Turkey’s Economic Precipice | commentary

Turkey’s Economic Precipice
Michael Rubin / Sept. 27, 2015

Recep Tayyip Erdoğan’s “Justice and Development Party,” best known by its Turkish acronym AKP, was a breath of fresh air when it came to power after the November 2002 elections. In the five years before the AKP assumed power, Turkey’s currency devalued from around 200,000 to just over 1.7 million lira against the dollar. The Turkish public blamed the incumbents for a banking crises in November 2000, and then a currency crisis when, on a single day in February 2001, the Turkish lira lost one-third of its value. Incumbent parties bickered and corruption scandals swirled around them. The AKP cultivated an image of cleanliness and piety, even as Erdoğan, its leader and, from February 2003, prime minister, had more than a dozen corruption cases hanging over him from his tenure as mayor of Istanbul. Regardless, the AKP was pragmatic. It focused on the economy first and foremost.

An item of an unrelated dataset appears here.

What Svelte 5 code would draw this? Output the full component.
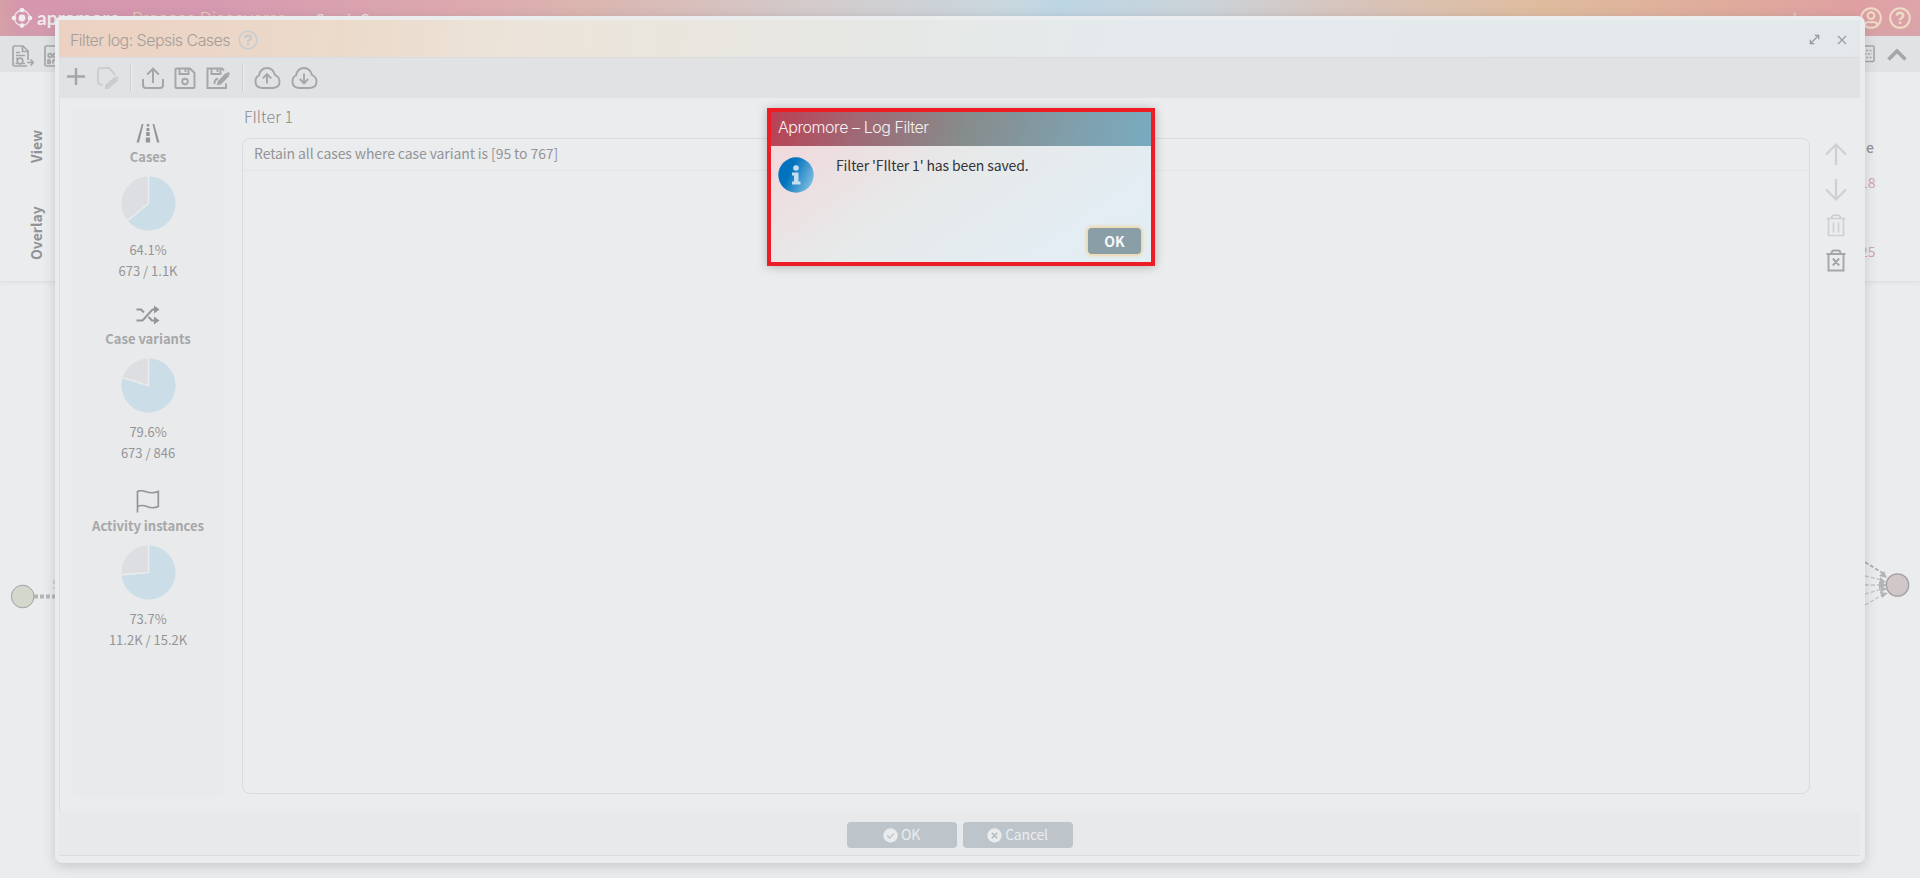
<script>
  const stats = [
    { icon: 'road', label: 'Cases', pct: 64.1, count: '673 / 1.1K' },
    { icon: 'shuffle', label: 'Case variants', pct: 79.6, count: '673 / 846' },
    { icon: 'flag', label: 'Activity instances', pct: 73.7, count: '11.2K / 15.2K' }
  ];
  function point(pct) {
    const a = (pct / 100) * Math.PI * 2;
    return `${(27.5 + 27 * Math.sin(a)).toFixed(2)} ${(27.5 - 27 * Math.cos(a)).toFixed(2)}`;
  }
</script>

<div class="page">
  <header class="top">
    <svg class="logo" width="22" height="22" viewBox="0 0 22 22">
      <circle cx="11" cy="11" r="7.6" fill="none" stroke="#f1ecef" stroke-width="1.2" />
      <g fill="#f1ecef"><circle cx="11" cy="11" r="3.4" /><circle cx="11" cy="3" r="2.3" /><circle cx="11" cy="18.6" r="2.3" /><circle cx="3" cy="11" r="2.3" /><circle cx="19" cy="11" r="2.3" /></g>
    </svg>
    <span class="brand">apromore</span>
    <span class="product">Process Discoverer</span>
    <span class="crumb-sep">&gt;</span>
    <span class="crumb">Sepsis Cases</span>
    <span class="user">demouser</span>
    <svg width="22" height="22" viewBox="0 0 22 22" fill="none" stroke="#ecdcc6" stroke-width="2"><circle cx="11" cy="11" r="9.8" /><circle cx="11" cy="8.6" r="3.4" /><path d="M4.5 17.5Q6 14.7 8.5 14.9Q11 15.8 13.500 14.9Q16 14.7 17.500 17.500" /></svg>
    <svg class="help" width="22" height="22" viewBox="0 0 22 22" fill="none" stroke="#ecdcc6" stroke-width="2"><circle cx="11" cy="11" r="9.800" /><path stroke-width="2.500" d="M7.800 8.700Q8 5.800 11 5.800T14.200 8.600Q14.200 10 12.500 11Q11 11.800 11 13.200M11 14.700V17.100" /></svg>
  </header>
  <div class="tools">
    <svg width="22" height="22" viewBox="0 0 22 22" fill="none" stroke="#a5a6a8" stroke-width="1.7"><path d="M15 21H2.500Q1 21 1 19.500V2.500Q1 1 2.500 1H11L16 6V15M10.500 1V6.500H16M4 7.500H8M4 10.500H13" /><circle cx="8" cy="16" r="2.800" /><path d="M4 13.500H7M3.500 18.500H5M11 18.500H13M15 17.500H21M18.500 14.500L21.300 17.500L18.500 20.500" /></svg>
    <svg class="second" width="22" height="22" viewBox="0 0 22 22" fill="none" stroke="#a5a6a8" stroke-width="1.7"><path d="M13 21H2.500Q1 21 1 19.500V2.500Q1 1 2.500 1H13" /><circle cx="6" cy="10.500" r="1.800" /><circle cx="11" cy="10.500" r="1.800" /><path d="M4 15V18.500H5.500Q7 16.800 5.500 15ZM9 15H12M9 15V18.500" /></svg>
    <svg class="grid" width="18" height="18" viewBox="0 0 18 18" fill="none" stroke="#a5a6a8" stroke-width="1.600"><rect x="1" y="1" width="16" height="15.500" rx="1" /><path stroke-dasharray="2 1.500" d="M2 5.500H15M4 9H15M2 12.500H15" /></svg>
    <svg class="chev" width="22" height="22" viewBox="0 0 22 22" fill="none" stroke="#a5a6a8" stroke-width="3.600"><path d="M2.500 15.500L11 7L19.500 15.500" /></svg>
  </div>
  <section class="sidepanel">
    <div class="tabs"><span>View</span><span>Overlay</span></div>
    <div class="figures"><b>e</b><span>18</span><span>25</span></div>
  </section>
  <section class="canvas">
    <svg width="100" height="60" viewBox="0 0 100 60"><path d="M34 26.500H70" stroke="#b4b5b7" stroke-width="4" stroke-dasharray="4 2" /><circle cx="22.700" cy="26.500" r="11.300" fill="#d4d7cc" stroke="#a0a1a4" /><text x="52" y="18.500" font-size="12" fill="#c5c6c8">S</text></svg>
    <svg class="end" width="90" height="80" viewBox="0 0 90 80" fill="none" stroke="#c0c1c3" stroke-width="1.300" stroke-dasharray="4 2"><path stroke="#adaeb1" stroke-width="1.800" d="M35 12L54 24" /><path d="M35 26L52 30M35 35H52M35 44L52 39M35 55L54 44" /><path stroke="none" fill="#b3b4b6" d="M57 28L49 26L54 21ZM56 32L50 34V27ZM57 35L49 39V31ZM57 39L50 43L51 36ZM58 43L52 48L50 42Z" /><circle cx="67.500" cy="35" r="11.200" fill="#d1c6c8" stroke="#a0a1a4" stroke-dasharray="none" /></svg>
  </section>

  <section class="modal">
    <header class="titlebar">
      <span class="title">Filter log: Sepsis Cases</span>
      <svg width="20" height="20" viewBox="0 0 20 20" fill="none" stroke="#c9cccf" stroke-width="1.600"><circle cx="10" cy="10" r="8.800" /><path stroke-width="2.400" d="M7 8Q7 5.500 10 5.500T13 8Q13 9.200 11.300 10Q10 10.700 10 12M10 13.300V15.500" /></svg>
      <span class="grow"></span>
      <svg width="11" height="11" viewBox="0 0 11 11" fill="none" stroke="#96999b" stroke-width="1.200"><path d="M1.500 9.500L9.500 1.500M5.800 1.300H9.700V5.200M1.300 5.800V9.700H5.200" /></svg>
      <svg class="close" width="10" height="10" viewBox="0 0 10 10" fill="none" stroke="#999b9d" stroke-width="1.200"><path d="M1 1L9 9M9 1L1 9" /></svg>
    </header>
    <div class="toolbar">
      <svg class="t-add" width="18" height="24" viewBox="0 0 18 24"><path d="M9 2V19M0 10.500H18" stroke="#a5a6a8" stroke-width="2.400" /></svg>
      <svg class="t-edit" width="24" height="24" viewBox="0 0 24 24" fill="none" stroke="#cbcccd" stroke-width="1.800"><path d="M6.500 18.500H4.500Q2 18.500 2 16V4.500Q2 2 4.500 2H13L18 7V9.500" /><path d="M10 22V19.500L18.500 12L20.800 14.500L12 22ZM20 10.500L22.500 13" fill="#cbcccd" /></svg>
      <i></i>
      <svg class="t-share" width="24" height="24" viewBox="0 0 24 24" fill="none" stroke="#a5a6a8" stroke-width="2"><path d="M12 17V3M6.200 8.500L12 2.700L17.800 8.500M2 13V19Q2 22 5 22H19Q22 22 22 19V13" /></svg>
      <svg class="t-save" width="22" height="24" viewBox="0 0 22 24" fill="none" stroke="#a5a6a8" stroke-width="1.900"><path d="M2.500 2.500H16L20.500 7V21.500Q20.500 22 20 22H2Q1.500 22 1.500 21.500V3Q1.500 2.500 2.500 2.500ZM5.500 3V8H14.500V3M11.500 3V6" /><circle cx="11" cy="15.500" r="2.800" /></svg>
      <svg class="t-saveas" width="25" height="24" viewBox="0 0 25 24" fill="none" stroke="#a5a6a8" stroke-width="1.900"><path d="M20 17.500V22H1.500V2.500H16L18 4.500M5.500 3V8H14.500V3M11.500 3V6M12 12.500Q8 14 8.500 18" /><path d="M12 18L12.800 15.500L20 8L22 10L14.500 17.500ZM21.500 6.500L23.500 8.500" fill="#a5a6a8" /></svg>
      <i></i>
      {#each [true, false] as up}
        <svg class="cloud" width="27" height="24" viewBox="0 0 27 24" fill="none" stroke="#a5a6a8" stroke-width="1.900"><path d="M8 22Q1.500 21.500 1.500 15.500Q1.500 11 5 9.500Q6.500 2 13 2Q19 2 21 9Q25.500 11 25.500 15.500Q25.500 21.500 19 22Z" />{#if up}<path d="M13 17.500V8.500M8.800 12.300L13 8L17.200 12.300" />{:else}<path d="M13 7.500V17M8.800 13L13 17.300L17.200 13" />{/if}</svg>
      {/each}
    </div>
    <div class="content">
      <aside>
        {#each stats as s}
          <div class="stat">
            {#if s.icon === 'road'}
              <svg width="24" height="24" viewBox="0 0 24 24" fill="#949596"><path d="M5.800 3H7.500L3 21.500H.5ZM16.500 3H18.200L23.500 21.500H21ZM10.700 3H13.200V5.500H10.700ZM10.500 7H13.400V10H10.500ZM10.200 11H13.700V15H10.200ZM9.800 16.500H14.100V21.500H9.800Z" /></svg>
            {:else if s.icon === 'shuffle'}
              <svg width="24" height="24" viewBox="0 0 24 24"><path d="M.5 6.500H5L8 9.500M.5 17.500H6.500L16.500 6.500H19M12.500 14L16 17.500H19" fill="none" stroke="#949596" stroke-width="2" /><path d="M18 2.500L23.500 6.500L18 10.500ZM18 13.500L23.500 17.500L18 21.500Z" fill="#949596" /></svg>
            {:else}
              <svg width="24" height="24" viewBox="0 0 24 24" fill="none" stroke="#949596" stroke-width="1.700"><path d="M1.500 22.500V1.500Q5 -.2 10 1.800Q17 3.800 22.300 1.500V16.500Q17 19 11 16.500Q6 14.500 1.500 16.500" /></svg>
            {/if}
            <b>{s.label}</b>
            <svg class="pie" width="55" height="55" viewBox="0 0 55 55"><circle cx="27.500" cy="27.500" r="27" fill="#dddee2" /><path d={`M27.500 27.500V.5A27 27 0 1 1 ${point(s.pct)}Z`} fill="#cbdee8" /><path d={`M27.500 0V27.500L${point(s.pct)}`} fill="none" stroke="#ebeced" stroke-width="1.500" /></svg>
            <span>{s.pct}%</span>
            <span>{s.count}</span>
          </div>
        {/each}
      </aside>
      <main>
        <h2>FIlter 1</h2>
        <div class="list"><div class="row">Retain all cases where case variant is [95 to 767]</div></div>
      </main>
      <nav>
        <svg width="22" height="22" viewBox="0 0 22 22" fill="none" stroke="#cecfd0" stroke-width="2.200"><path d="M11 22V1.500M1 11.500L11 1.500L21 11.500" /></svg>
        <svg width="22" height="22" viewBox="0 0 22 22" fill="none" stroke="#cecfd0" stroke-width="2.200"><path d="M11 0V20.500M1 10.500L11 20.500L21 10.500" /></svg>
        <svg width="22" height="23" viewBox="0 0 22 23" fill="none" stroke="#cecfd0" stroke-width="1.600"><path d="M1.500 4.500H20.500M6.500 4.500Q6.500 1.200 9 1.200H13Q15.500 1.200 15.500 4.500M3.500 5V21.500H18.500V5M8.500 8.500V18.500M13.500 8.500V18.500" /></svg>
        <svg width="22" height="23" viewBox="0 0 22 23" fill="none" stroke="#a4a6a8" stroke-width="1.900"><path d="M1.500 5H20.500M6.500 4.500Q6.500 1.500 9 1.500H13Q15.500 1.500 15.500 4.500M3.500 5V21.500H18.500V5M7.800 9.500L14.200 16.500M14.200 9.500L7.800 16.500" /></svg>
      </nav>
    </div>
    <footer>
      <button><svg width="15" height="15" viewBox="0 0 15 15"><circle cx="7.500" cy="7.500" r="7.200" fill="#eaebed" /><path d="M4.200 7.500L6.600 10L10.800 5.600" fill="none" stroke="#bdc5cb" stroke-width="1.300" /></svg><span>OK</span></button>
      <button><svg width="15" height="15" viewBox="0 0 15 15"><circle cx="7.500" cy="7.500" r="7.200" fill="#eaebed" /><path d="M4.800 4.800L10.200 10.200M10.200 4.800L4.800 10.200" fill="none" stroke="#b3bbc1" stroke-width="1.600" /></svg><span>Cancel</span></button>
    </footer>
  </section>

  <section class="alert">
    <header>Apromore – Log Filter</header>
    <div class="msg">
      <svg width="36" height="36" viewBox="0 0 36 36"><defs><linearGradient id="info" x1="0" y1=".3" x2="1" y2=".8"><stop offset=".3" stop-color="#0072be" /><stop offset="1" stop-color="#86c3e2" /></linearGradient></defs><circle cx="18" cy="18" r="17.700" fill="url(#info)" /><path d="M14 15.500H20.500V24.500H22.500V27.500H14V24.500H16V18.500H14Z" fill="#c3def1" /><circle cx="18" cy="11" r="2.800" fill="#c3def1" /></svg>
      <p>Filter 'FIlter 1' has been saved.</p>
    </div>
    <button>OK</button>
  </section>
</div>

<style>
  :global(body) { background: #ebecee; overflow: hidden; }
  .page { position: relative; width: 1920px; height: 878px; overflow: hidden; display: flex; flex-direction: column; background: #ebecee; color: #919295; font: 14px/20px "Noto Sans CJK SC", "Noto Sans", sans-serif; }
  * { box-sizing: border-box; }
  svg { display: block; flex: none; }
  .top { height: 36px; flex: none; display: flex; align-items: center; padding: 0 9px 0 11px; white-space: nowrap; background: linear-gradient(rgba(190,175,175,0) 35%, rgba(205,165,170,.35)), linear-gradient(90deg, #d7a0a6 0, #d596ae 1%, #d69ab0 11%, #dda9ae 24%, #dbb6b0 31%, #d3cccd 43%, #c8d8e0 53%, #bdd6e5 55%, #ccd3d8 63%, #d7c4bd 70%, #dfbc9e 80%, #dfad9b 89%, #df9fa2 97%, #dda4aa 100%); }
  .brand { width: 99px; padding: 0 0 1px 4px; font: bold 19px/20px Lato, sans-serif; letter-spacing: .1px; color: #f0eaee; }
  .product { width: 165px; padding-top: 1px; font: 17px/20px Inter, sans-serif; font-weight: 300; letter-spacing: -.05px; color: #e6cfb9; }
  .crumb-sep { width: 19px; padding-top: 2px; color: #eee5e7; }
  .crumb { padding-top: 2px; color: #eee5e7; letter-spacing: -.1px; }
  .user { margin-left: auto; margin-right: 6px; padding-bottom: 1px; color: #e8d0bb; font-size: 14px; }
  .help { margin-left: 7px; }
  .tools { height: 36px; flex: none; display: flex; align-items: center; padding: 3px 12px 0; background: #e1e2e4; }
  .second { margin-left: 10px; }
  .grid { margin-left: auto; margin-top: -3px; }
  .chev { margin-left: 11px; margin-top: -1px; }
  .sidepanel { height: 210px; flex: none; display: flex; justify-content: space-between; border-bottom: 1px solid #e0e1e3; box-shadow: 0 2px 3px #e3e4e6; }
  .tabs { width: 55px; padding: 28px 0 0 26px; }
  .tabs span { writing-mode: vertical-rl; transform: rotate(180deg); width: 20px; height: 80px; display: flex; justify-content: center; font-weight: bold; font-size: 14px; }
  .tabs span:first-child { height: 93px; padding: 0; }
  .figures { width: 60px; display: flex; flex-direction: column; padding-top: 65px; font-size: 14px; color: #d7a3ad; }
  .figures b { color: #929397; font-weight: 500; margin: 0 0 15px 6px; }
  .figures span { margin-bottom: 49px; height: 20px; }
  .canvas { display: flex; align-items: flex-start; justify-content: space-between; padding-top: 288px; }
  .end { margin-top: -20px; }
  .modal { position: absolute; left: 55px; top: 16px; width: 1810px; height: 847px; padding: 4px; border-radius: 7px; background: #ebeced; box-shadow: 0 3px 12px rgba(100,105,110,.28); display: flex; flex-direction: column; }
  .titlebar { height: 37px; flex: none; display: flex; align-items: center; padding: 2px 13px 0 11px; margin-right: 1px; background: linear-gradient(100deg, #ecd1c2 0, #ebdaca 16%, #ece4d9 25%, #e9e6df 36%, #e5e8e6 48%, #e4eaed 59%, #e3e9eb 100%); }
  .title { font: 300 16px/22px Inter, sans-serif; letter-spacing: -.55px; color: #a39e9a; width: 168px; white-space: nowrap; }
  .grow { flex: 1; }
  .close { margin-left: 17px; }
  .toolbar { height: 41px; flex: none; display: flex; align-items: center; padding: 0 0 1px 8px; margin-right: 1px; background: #e1e2e4; border-top: 1px solid #dadbde; }
  .toolbar i { width: 1px; height: 26px; background: #cccdcf; box-shadow: 1px 0 #eeefef; }
  .t-edit { margin: 0 10px 0 11px; }
  .t-share { margin-left: 10px; }
  .t-save { margin-left: 9px; }
  .t-saveas { margin: 0 11px 0 10px; }
  .cloud { margin-left: 11px; margin-right: -1px; }
  .content { flex: 1; min-height: 0; display: flex; border-left: 1px solid #dddee0; padding: 11px 0 0 11px; }
  aside { width: 154px; height: 688px; background: #e9eaeb; border-radius: 5px; padding-top: 12px; }
  .stat { display: flex; flex-direction: column; align-items: center; height: 182px; white-space: nowrap; color: #949597; font-size: 13px; }
  .stat:nth-child(2) { height: 184px; }
  .stat:nth-child(3) { padding-top: 3px; }
  .stat b { color: #a6a7a9; height: 20px; margin-top: 2px; }
  .pie { margin: 9px 0 9px; }
  .stat span { height: 21px; }
  main { margin-left: 17px; width: 1568px; }
  h2 { margin: -4px 0 0 2px; height: 33px; font-size: 16px; line-height: 22px; font-weight: 300; color: #88898c; }
  .list { height: 656px; border: 1px solid #dadbdd; border-radius: 8px; }
  .row { height: 32px; padding: 4px 11px; border-bottom: 1px solid #e3e4e6; color: #939497; letter-spacing: -.1px; }
  nav { display: flex; flex-direction: column; gap: 13px; padding: 34px 0 0 15px; }
  nav svg:nth-child(2) { margin-top: 1px; }
  nav svg:nth-child(4) { margin-top: -1px; }
  .modal footer { height: 45px; flex: none; display: flex; justify-content: center; gap: 6px; padding-top: 11px; margin: 0 1px 3px 0; background: #e7e9ea; border-bottom: 1px solid #d9dbdd; }
  button { border: 0; border-radius: 4px; padding: 0; font: inherit; display: flex; align-items: center; justify-content: center; }
  .modal footer button { width: 110px; height: 26px; background: #bdc5cb; color: #ebedef; gap: 3px; }
  .modal footer button span { padding-bottom: 2px; letter-spacing: -.2px; }
  .modal footer button svg { margin-top: 1px; }
  .alert { position: absolute; left: 767px; top: 108px; width: 388px; height: 158px; border: 4px solid #ee1c25; background: linear-gradient(145deg, #f0dadd 12%, #e7e9e9 43%, #e3edf3 80%, #e2eef4); box-shadow: 0 1px 9px rgba(90,95,100,.4); display: flex; flex-direction: column; }
  .alert header { height: 34px; padding: 4px 7px; font: 300 16px/22px Inter, sans-serif; letter-spacing: -.45px; color: #f5f1f3; background: linear-gradient(107deg, #ba4053, #a16774 22%, #878b8b 50%, #7fa1af 82%, #78abc0); }
  .msg { display: flex; height: 82px; padding: 11px 7px; }
  .msg p { margin: -2px 0 0 22px; color: #333537; letter-spacing: -.13px; }
  .alert button { align-self: flex-end; margin-right: 10px; width: 53px; height: 26px; padding-bottom: 1px; background: #8a9ea8; color: #f7f9fa; font-weight: bold; box-shadow: 0 0 3px 2px #eed8a9; }
</style>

In the first two years of AKP rule, the currency stabilized and actually strengthened against the dollar. Some of this stability was the result of new technocrats taking a fresh look at the economy and proposing solutions which previous political paralysis prevented, but Turkish budgetary authorities and many established journalists privately suggested some of the AKP’s accomplishments rested upon an influx of so-called “Green Money,” provided by interests in Saudi Arabia and Qatar and used as an off-books slush fund by Erdoğan and his team.